Select from the records below every line that has the word "page" in it.

::: DATA FOR PROCESSING :::

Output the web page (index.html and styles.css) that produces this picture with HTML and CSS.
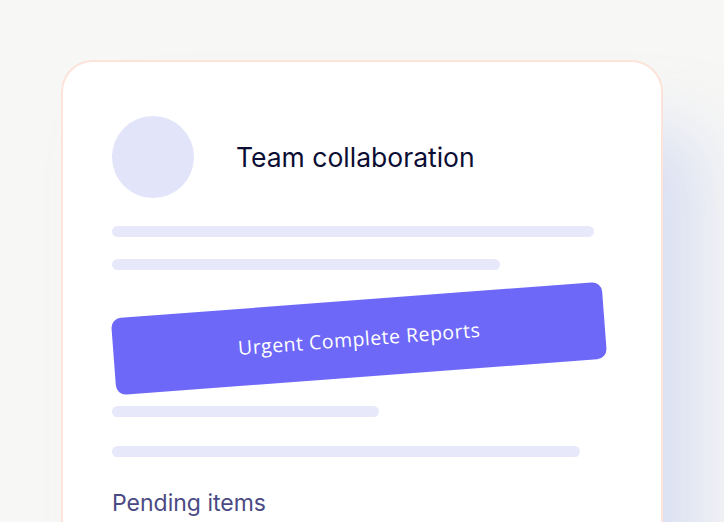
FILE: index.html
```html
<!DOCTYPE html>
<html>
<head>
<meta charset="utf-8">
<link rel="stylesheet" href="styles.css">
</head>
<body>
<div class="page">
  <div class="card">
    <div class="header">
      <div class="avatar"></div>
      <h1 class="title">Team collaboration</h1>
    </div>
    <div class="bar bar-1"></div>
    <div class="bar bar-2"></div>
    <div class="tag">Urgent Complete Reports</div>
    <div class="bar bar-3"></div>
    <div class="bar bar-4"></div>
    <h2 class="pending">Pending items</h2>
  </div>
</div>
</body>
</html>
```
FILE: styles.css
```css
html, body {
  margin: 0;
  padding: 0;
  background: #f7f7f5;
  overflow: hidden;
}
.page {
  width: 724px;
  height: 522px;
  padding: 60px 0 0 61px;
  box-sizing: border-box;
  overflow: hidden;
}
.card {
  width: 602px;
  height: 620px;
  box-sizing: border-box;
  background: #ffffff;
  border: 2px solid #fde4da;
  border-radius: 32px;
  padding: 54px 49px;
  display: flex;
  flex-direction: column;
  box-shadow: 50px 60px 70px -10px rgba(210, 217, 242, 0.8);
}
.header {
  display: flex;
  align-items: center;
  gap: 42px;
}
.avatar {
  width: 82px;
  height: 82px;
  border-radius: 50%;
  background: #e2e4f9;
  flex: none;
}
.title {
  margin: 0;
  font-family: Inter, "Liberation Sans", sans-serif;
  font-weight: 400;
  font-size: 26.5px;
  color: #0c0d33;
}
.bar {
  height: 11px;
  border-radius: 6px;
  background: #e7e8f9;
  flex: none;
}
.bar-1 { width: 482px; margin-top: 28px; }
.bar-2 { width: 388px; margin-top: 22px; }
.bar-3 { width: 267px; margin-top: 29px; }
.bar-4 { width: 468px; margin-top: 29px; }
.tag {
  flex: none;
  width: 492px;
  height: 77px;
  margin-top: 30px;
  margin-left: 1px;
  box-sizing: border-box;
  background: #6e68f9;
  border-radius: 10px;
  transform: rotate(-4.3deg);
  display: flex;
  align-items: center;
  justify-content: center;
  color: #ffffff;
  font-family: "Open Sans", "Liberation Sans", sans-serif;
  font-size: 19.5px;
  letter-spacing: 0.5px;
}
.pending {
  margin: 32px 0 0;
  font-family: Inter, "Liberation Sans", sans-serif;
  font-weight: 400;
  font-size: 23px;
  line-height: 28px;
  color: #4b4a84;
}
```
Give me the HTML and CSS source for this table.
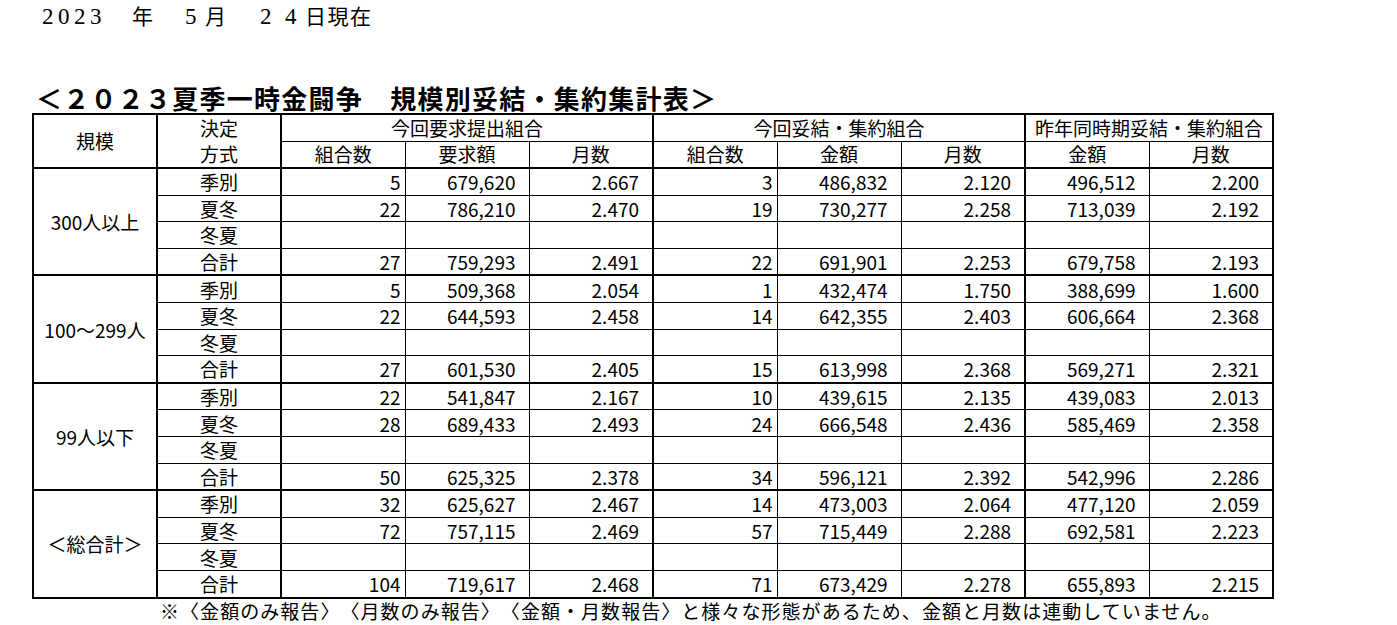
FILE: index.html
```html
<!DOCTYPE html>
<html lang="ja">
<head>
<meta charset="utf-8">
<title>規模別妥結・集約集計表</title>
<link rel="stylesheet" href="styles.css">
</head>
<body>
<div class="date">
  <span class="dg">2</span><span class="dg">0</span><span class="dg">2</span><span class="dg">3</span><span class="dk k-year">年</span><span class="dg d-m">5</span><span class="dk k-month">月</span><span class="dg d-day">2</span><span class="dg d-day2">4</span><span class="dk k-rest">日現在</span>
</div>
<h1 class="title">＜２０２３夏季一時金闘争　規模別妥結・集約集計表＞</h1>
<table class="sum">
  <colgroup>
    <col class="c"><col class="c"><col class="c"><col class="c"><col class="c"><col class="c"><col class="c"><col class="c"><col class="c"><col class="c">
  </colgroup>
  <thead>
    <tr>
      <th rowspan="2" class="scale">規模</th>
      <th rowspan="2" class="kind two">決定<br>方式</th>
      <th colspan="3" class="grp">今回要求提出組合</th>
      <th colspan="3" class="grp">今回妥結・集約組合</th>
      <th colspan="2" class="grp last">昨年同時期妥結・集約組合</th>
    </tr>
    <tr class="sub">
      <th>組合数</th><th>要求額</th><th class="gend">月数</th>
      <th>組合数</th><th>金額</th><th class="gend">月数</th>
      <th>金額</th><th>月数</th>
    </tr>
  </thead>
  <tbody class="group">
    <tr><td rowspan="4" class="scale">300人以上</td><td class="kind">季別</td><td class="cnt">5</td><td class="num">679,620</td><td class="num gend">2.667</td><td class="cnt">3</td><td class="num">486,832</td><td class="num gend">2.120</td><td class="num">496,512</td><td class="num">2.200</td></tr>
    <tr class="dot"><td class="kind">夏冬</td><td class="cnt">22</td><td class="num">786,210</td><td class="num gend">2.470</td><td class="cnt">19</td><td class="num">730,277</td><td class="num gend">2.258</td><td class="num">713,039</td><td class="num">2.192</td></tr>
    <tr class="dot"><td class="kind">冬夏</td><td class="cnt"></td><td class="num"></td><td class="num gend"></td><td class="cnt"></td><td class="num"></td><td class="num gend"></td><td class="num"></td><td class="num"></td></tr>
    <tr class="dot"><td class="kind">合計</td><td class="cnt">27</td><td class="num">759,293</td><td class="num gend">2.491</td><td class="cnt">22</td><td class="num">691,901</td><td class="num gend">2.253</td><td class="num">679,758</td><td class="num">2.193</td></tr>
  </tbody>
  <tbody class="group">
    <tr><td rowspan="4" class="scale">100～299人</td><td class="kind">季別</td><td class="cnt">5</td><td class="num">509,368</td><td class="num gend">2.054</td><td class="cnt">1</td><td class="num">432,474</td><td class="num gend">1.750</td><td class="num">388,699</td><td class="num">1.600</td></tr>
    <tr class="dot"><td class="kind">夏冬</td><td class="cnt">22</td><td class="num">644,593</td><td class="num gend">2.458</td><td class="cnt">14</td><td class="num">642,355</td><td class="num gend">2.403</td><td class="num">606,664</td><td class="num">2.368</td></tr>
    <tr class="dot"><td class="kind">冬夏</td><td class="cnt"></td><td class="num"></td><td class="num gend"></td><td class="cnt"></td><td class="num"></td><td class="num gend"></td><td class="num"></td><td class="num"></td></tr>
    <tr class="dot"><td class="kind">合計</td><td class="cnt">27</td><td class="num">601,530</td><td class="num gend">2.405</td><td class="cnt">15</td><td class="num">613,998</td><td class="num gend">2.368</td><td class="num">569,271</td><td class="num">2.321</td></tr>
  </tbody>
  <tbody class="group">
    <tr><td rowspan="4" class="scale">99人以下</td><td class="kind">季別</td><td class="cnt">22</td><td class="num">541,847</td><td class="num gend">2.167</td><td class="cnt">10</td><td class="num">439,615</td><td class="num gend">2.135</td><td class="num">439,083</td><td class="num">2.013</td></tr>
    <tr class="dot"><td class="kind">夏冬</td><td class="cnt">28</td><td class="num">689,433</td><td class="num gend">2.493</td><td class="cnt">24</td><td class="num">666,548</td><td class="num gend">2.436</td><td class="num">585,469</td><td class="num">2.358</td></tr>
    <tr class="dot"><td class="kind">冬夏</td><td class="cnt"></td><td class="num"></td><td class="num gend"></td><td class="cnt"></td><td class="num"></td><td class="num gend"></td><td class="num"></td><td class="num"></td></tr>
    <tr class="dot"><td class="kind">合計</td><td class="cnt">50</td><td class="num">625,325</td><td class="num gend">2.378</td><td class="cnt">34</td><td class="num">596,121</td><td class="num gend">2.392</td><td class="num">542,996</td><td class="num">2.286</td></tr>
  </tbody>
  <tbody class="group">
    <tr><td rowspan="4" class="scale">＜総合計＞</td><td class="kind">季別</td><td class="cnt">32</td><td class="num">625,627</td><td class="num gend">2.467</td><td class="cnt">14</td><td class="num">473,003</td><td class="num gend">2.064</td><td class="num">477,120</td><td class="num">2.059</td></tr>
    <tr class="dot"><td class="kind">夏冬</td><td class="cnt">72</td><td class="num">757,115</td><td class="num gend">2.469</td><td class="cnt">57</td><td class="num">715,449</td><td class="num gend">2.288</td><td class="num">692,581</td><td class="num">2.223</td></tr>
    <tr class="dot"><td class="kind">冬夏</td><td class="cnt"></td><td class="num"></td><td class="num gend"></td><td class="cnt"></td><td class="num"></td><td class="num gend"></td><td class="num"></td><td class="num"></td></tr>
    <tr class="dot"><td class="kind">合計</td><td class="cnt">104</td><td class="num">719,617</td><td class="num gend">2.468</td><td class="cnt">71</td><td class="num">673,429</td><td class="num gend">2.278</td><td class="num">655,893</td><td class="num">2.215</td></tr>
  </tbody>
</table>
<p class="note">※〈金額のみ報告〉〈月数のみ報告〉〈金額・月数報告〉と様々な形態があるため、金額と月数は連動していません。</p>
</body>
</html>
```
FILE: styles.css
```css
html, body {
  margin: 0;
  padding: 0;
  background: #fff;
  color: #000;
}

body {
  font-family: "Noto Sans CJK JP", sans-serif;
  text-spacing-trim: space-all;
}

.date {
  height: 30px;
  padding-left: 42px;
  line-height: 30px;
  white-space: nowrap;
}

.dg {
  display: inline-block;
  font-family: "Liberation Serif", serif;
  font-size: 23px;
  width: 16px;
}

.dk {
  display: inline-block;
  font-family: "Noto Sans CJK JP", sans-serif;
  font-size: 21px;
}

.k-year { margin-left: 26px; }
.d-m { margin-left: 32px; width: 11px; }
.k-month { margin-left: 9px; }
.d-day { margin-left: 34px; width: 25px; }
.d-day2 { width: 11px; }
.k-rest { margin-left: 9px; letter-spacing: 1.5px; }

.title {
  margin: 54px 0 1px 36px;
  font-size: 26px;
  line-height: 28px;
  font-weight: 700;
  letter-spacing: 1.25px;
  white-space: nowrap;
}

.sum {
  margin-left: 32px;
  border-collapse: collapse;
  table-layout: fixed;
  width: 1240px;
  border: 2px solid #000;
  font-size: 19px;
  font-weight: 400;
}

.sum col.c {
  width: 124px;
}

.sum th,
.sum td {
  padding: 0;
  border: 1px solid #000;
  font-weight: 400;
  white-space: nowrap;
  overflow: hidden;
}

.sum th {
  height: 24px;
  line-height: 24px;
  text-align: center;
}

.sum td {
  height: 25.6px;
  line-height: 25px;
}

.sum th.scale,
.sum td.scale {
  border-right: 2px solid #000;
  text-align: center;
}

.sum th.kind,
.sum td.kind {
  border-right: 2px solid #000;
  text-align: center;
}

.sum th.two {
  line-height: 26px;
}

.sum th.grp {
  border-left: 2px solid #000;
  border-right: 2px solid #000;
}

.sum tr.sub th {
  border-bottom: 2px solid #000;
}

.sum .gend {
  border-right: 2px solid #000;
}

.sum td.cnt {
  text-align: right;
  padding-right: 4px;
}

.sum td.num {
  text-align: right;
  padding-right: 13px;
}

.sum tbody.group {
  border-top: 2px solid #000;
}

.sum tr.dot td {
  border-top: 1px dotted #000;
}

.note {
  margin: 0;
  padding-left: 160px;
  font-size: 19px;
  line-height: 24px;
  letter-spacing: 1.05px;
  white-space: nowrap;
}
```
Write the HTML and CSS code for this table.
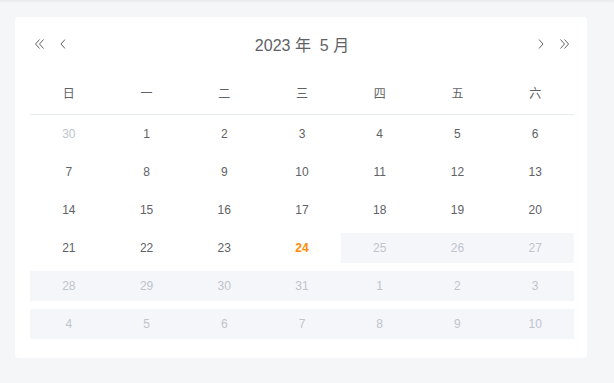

:::

▸ SOLUTION FOR THIS TASK
Output the web page (index.html and styles.css) that produces this picture with HTML and CSS.
<div class="page">
.page {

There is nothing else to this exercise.